Un plongeur américain au Marquenterre

Lors du comptage matinal au Parc du Marquenterre, un Fuligule à bec cerclé mâle en mue est observé le 31 août, puis le 1er septembre. Ce canard plongeur est originaire d’Amérique du Nord où il niche du centre de l’Alaska au nord-est des Etats-Unis en passant par le Canada. Il hiverne le long des zones humides du Pacifique et de l’Atlantique jusqu’au Panama. Il n’est pas menacé dans son pays, voire en extension, ce qui a dû favoriser l’augmentation des observations en Europe. 

Il ressemble fortement au Fuligule morillon, canard européen présent toute l’année sur nos grands plans picards. Cette espèce américaine s’en distingue facilement à sa tête plus pointue et à son long bec fuyant, décoré à son extrémité d’une bande blanche plus ou moins large. Il a, comme le morillon, un œil très jaune lui donnant toujours un air “étonné”, mais contrairement à son cousin européen, il ne possède pas de huppe. 

Grand plongeur, il apprécie les gravières et les étangs, évitant les marais peu profonds ou les grands lacs à forte turbidité. Son régime surtout végétarien (graines, tubercules, laîches et autres plantes aquatiques…) fait qu’on l’observe souvent en compagnie des Fuligules milouins.

Les rares données sur notre littoral (Hâble d’Ault et vallée de la Bresle où sont observés des rassemblements de canards plongeurs) sont surtout en avril, correspondant à la migration de printemps sur le continent américain, où ils remontent du sud des Etats-Unis et du Mexique pour nicher en Amérique du Nord. Il est aussi parfois observé dans les grandes vallées de l’Oise, cette fois en hivernage (Pontpoint, Verneuil en Halatte…).

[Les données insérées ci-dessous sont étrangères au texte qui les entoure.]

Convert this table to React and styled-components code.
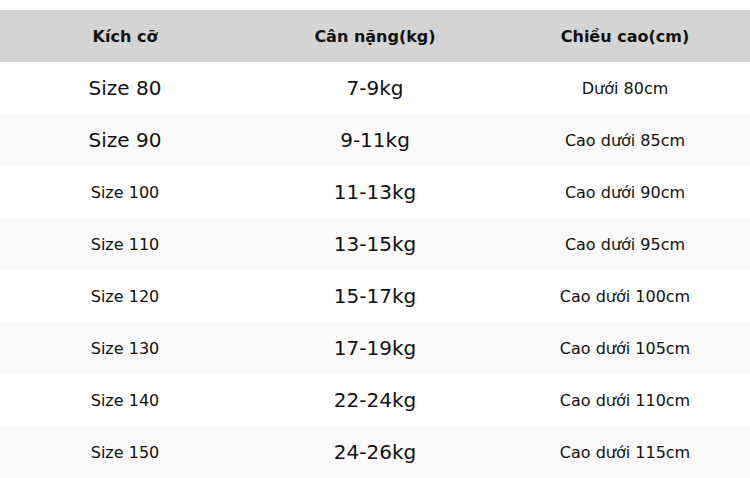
import React from 'react';
import styled, { createGlobalStyle } from 'styled-components';

const GlobalStyle = createGlobalStyle`
  html, body {
    margin: 0;
    padding: 0;
    background: #ffffff;
  }
  body {
    font-family: "DejaVu Sans", "Noto Sans", sans-serif;
  }
`;

const Page = styled.div`
  padding-top: 10px;
  width: 750px;
`;

const Table = styled.table`
  width: 750px;
  border-collapse: collapse;
  table-layout: fixed;
  color: #111;
`;

const HeadCell = styled.th`
  height: 52px;
  padding: 0;
  background: #d4d4d4;
  font-size: 16px;
  font-weight: bold;
  text-align: center;
  vertical-align: middle;
`;

const Row = styled.tr`
  background: ${p => (p.$odd ? '#f9f9f9' : '#ffffff')};
`;

const Cell = styled.td`
  height: 52px;
  padding: 0;
  text-align: center;
  vertical-align: middle;
  font-size: ${p => (p.$big ? '20px' : '16px')};
`;

const rows = [
  { size: 'Size 80', weight: '7-9kg', height: 'Dưới 80cm', bigSize: true },
  { size: 'Size 90', weight: '9-11kg', height: 'Cao dưới 85cm', bigSize: true },
  { size: 'Size 100', weight: '11-13kg', height: 'Cao dưới 90cm' },
  { size: 'Size 110', weight: '13-15kg', height: 'Cao dưới 95cm' },
  { size: 'Size 120', weight: '15-17kg', height: 'Cao dưới 100cm' },
  { size: 'Size 130', weight: '17-19kg', height: 'Cao dưới 105cm' },
  { size: 'Size 140', weight: '22-24kg', height: 'Cao dưới 110cm' },
  { size: 'Size 150', weight: '24-26kg', height: 'Cao dưới 115cm' }
];

const App = () => {
  return (
    <Page>
      <GlobalStyle />
      <Table>
        <thead>
          <tr>
            <HeadCell>Kích cỡ</HeadCell>
            <HeadCell>Cân nặng(kg)</HeadCell>
            <HeadCell>Chiều cao(cm)</HeadCell>
          </tr>
        </thead>
        <tbody>
          {rows.map((row, index) => (
            <Row key={index} $odd={index % 2 === 1}>
              <Cell $big={row.bigSize}>{row.size}</Cell>
              <Cell $big>{row.weight}</Cell>
              <Cell>{row.height}</Cell>
            </Row>
          ))}
        </tbody>
      </Table>
    </Page>
  );
};

export default App;
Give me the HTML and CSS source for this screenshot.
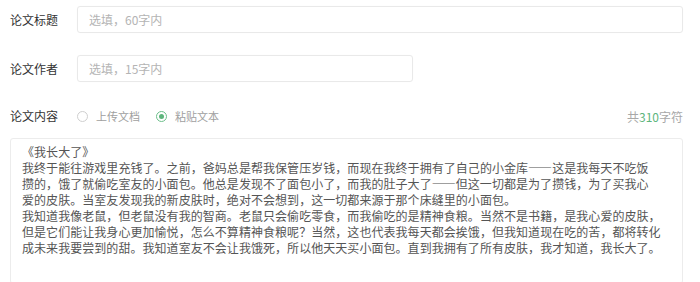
FILE: index.html
```html
<!DOCTYPE html>
<html lang="zh-CN">
<head>
<meta charset="utf-8">
<title>论文信息</title>
<link rel="stylesheet" href="styles.css">
</head>
<body>
<form class="form">
  <div class="row">
    <label class="label">论文标题</label>
    <div class="input input-wide"><span class="placeholder">选填，60字内</span></div>
  </div>
  <div class="row row-author">
    <label class="label">论文作者</label>
    <div class="input input-narrow"><span class="placeholder">选填，15字内</span></div>
  </div>
  <div class="row row-content">
    <label class="label">论文内容</label>
    <div class="radios">
      <span class="radio"><span class="circle"></span><span class="radio-text">上传文档</span></span>
      <span class="radio checked"><span class="circle"></span><span class="radio-text">粘贴文本</span></span>
    </div>
    <div class="count">共<span class="num">310</span>字符</div>
  </div>
  <div class="textarea">
    <div class="line">《我长大了》</div>
    <div class="line">我终于能往游戏里充钱了。之前，爸妈总是帮我保管压岁钱，而现在我终于拥有了自己的小金库——这是我每天不吃饭</div>
    <div class="line">攒的，饿了就偷吃室友的小面包。他总是发现不了面包小了，而我的肚子大了——但这一切都是为了攒钱，为了买我心</div>
    <div class="line">爱的皮肤。当室友发现我的新皮肤时，绝对不会想到，这一切都来源于那个床缝里的小面包。</div>
    <div class="line">我知道我像老鼠，但老鼠没有我的智商。老鼠只会偷吃零食，而我偷吃的是精神食粮。当然不是书籍，是我心爱的皮肤，</div>
    <div class="line">但是它们能让我身心更加愉悦，怎么不算精神食粮呢？当然，这也代表我每天都会挨饿，但我知道现在吃的苦，都将转化</div>
    <div class="line">成未来我要尝到的甜。我知道室友不会让我饿死，所以他天天买小面包。直到我拥有了所有皮肤，我才知道，我长大了。</div>
  </div>
</form>
</body>
</html>
```

FILE: styles.css
```css
html, body {
  margin: 0;
  padding: 0;
  background: #ffffff;
  overflow: hidden;
}

body {
  font-family: "Noto Sans CJK SC", "Noto Sans", sans-serif;
  color: #333333;
}

.form {
  padding: 6px 17px 0 10px;
}

.row {
  display: flex;
  align-items: center;
}

.label {
  width: 67px;
  flex: none;
  font-size: 12px;
  color: #333333;
  line-height: 16px;
}

.input {
  box-sizing: border-box;
  height: 27px;
  border: 1px solid #e9e9e9;
  border-radius: 3px;
  padding: 0 11px;
  display: flex;
  align-items: center;
  box-shadow: 0 0 1px rgba(0, 0, 0, 0.04);
}

.input-wide {
  flex: 1;
}

.input-narrow {
  width: 336px;
}

.placeholder {
  font-size: 12px;
  color: #b4b4b4;
}

.row-author {
  margin-top: 22px;
}

.row-content {
  margin-top: 24px;
  height: 20px;
}

.radios {
  display: flex;
  align-items: center;
  gap: 16px;
  flex: 1;
}

.radio {
  display: flex;
  align-items: center;
  gap: 8px;
}

.circle {
  box-sizing: border-box;
  width: 11px;
  height: 11px;
  border: 1px solid #cfcfcf;
  border-radius: 50%;
  display: flex;
  align-items: center;
  justify-content: center;
}

.checked .circle {
  border-color: #6cbf8a;
}

.checked .circle::after {
  content: "";
  width: 5px;
  height: 5px;
  border-radius: 50%;
  background: #5db57c;
}

.radio-text {
  font-size: 11px;
  color: #a0a0a0;
}

.count {
  font-size: 12px;
  color: #a8a8a8;
}

.num {
  color: #5db57c;
}

.textarea {
  box-sizing: border-box;
  margin-top: 12px;
  height: 146px;
  border: 1px solid #ececec;
  border-radius: 3px;
  padding: 5px 11px;
  font-size: 12px;
  line-height: 16px;
  color: #555555;
  letter-spacing: 0.05px;
}

.line {
  white-space: nowrap;
}
```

C’est le canard américain le plus observé en Europe (50 à 100 observations par an), avec 10 à 20 données chaque année en France, surtout dans le nord-est, où de nombreux canards plongeurs stationnent. Le Finistère est le département où l’oiseau est le plus vu lors des deux migrations, montrant l’origine sauvage de la grande majorité des individus qui, déportés par les vents, traversent l’Atlantique. Des Fuligules à bec cerclé ont ainsi été observés aux Açores et au Maghreb. C’est la seconde observation sur le Parc du Marquenterre depuis sa création en 1973, en faisant la 316ème espèce d’oiseaux sauvages vue sur le site.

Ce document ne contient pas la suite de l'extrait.